Seasons Greetings are upon us...

It's the holiday season, that time of year
When moods are uplifted and all in good cheer
So with the high spirits, it's appropriate to say
Have a Merry Christmas and a Happy New Year's Day!
And with those wishes I'm sure you've heard before
Are a thousand good blessings brought to the fore
And although we know they won't all come true
Here's a true hope that this year, they do!

Merry Christmas everybody!
or as they say in the US
Happy Holidays!!

Wednesday, December 20, 2006

Another Type of Piano Playing

I've rediscovered Tori in her land, now clad in seasons of mists and frost. Walking home at zero degrees, Tori's live Bells for Her ringing. Step. Start stop again. Her piano plays a different tune. I need to sit with her for a while, black and white under my fingers, delicately tracing the lyrics under my touch.

You have absolutely no idea how much I'm craving this. She plays like someone recollecting images of my long lost friend. You know how I've always said that music shapes my life. Music, and the things that surround me.

There's something to be spoken of this land where things ring true, people speak plainly, if not always welcome words, Gaiman wrote his stories and the earth itself has history. There's something to be said about the envy of friends when you're living their dreams.

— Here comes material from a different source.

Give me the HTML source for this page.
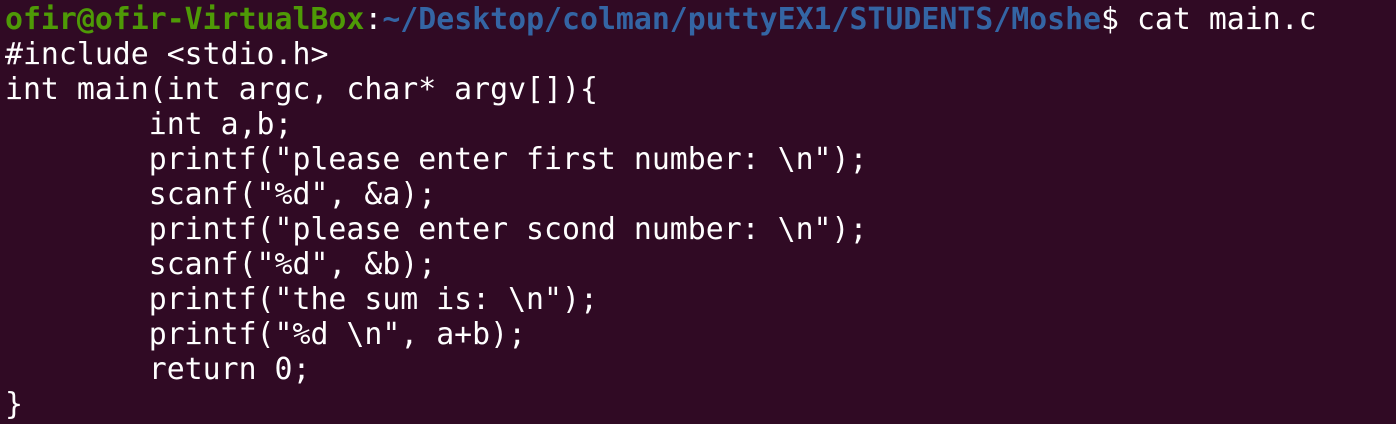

I've rediscovered Tori in what has always been for me Tori and Neil land. In some way, I can't believe I'm living this now.

Tuesday, December 19, 2006

I miss the lil' muppet...


Muppet Owns the Table
Originally uploaded by metaphoric.
Term of endearment from me (obviously inherited from Laura at some point in Berkeley) - muppet.

Was just browsing through my family photos from when I was a kid and came across these sweetheart photos of my niece, then probably around 9 months old.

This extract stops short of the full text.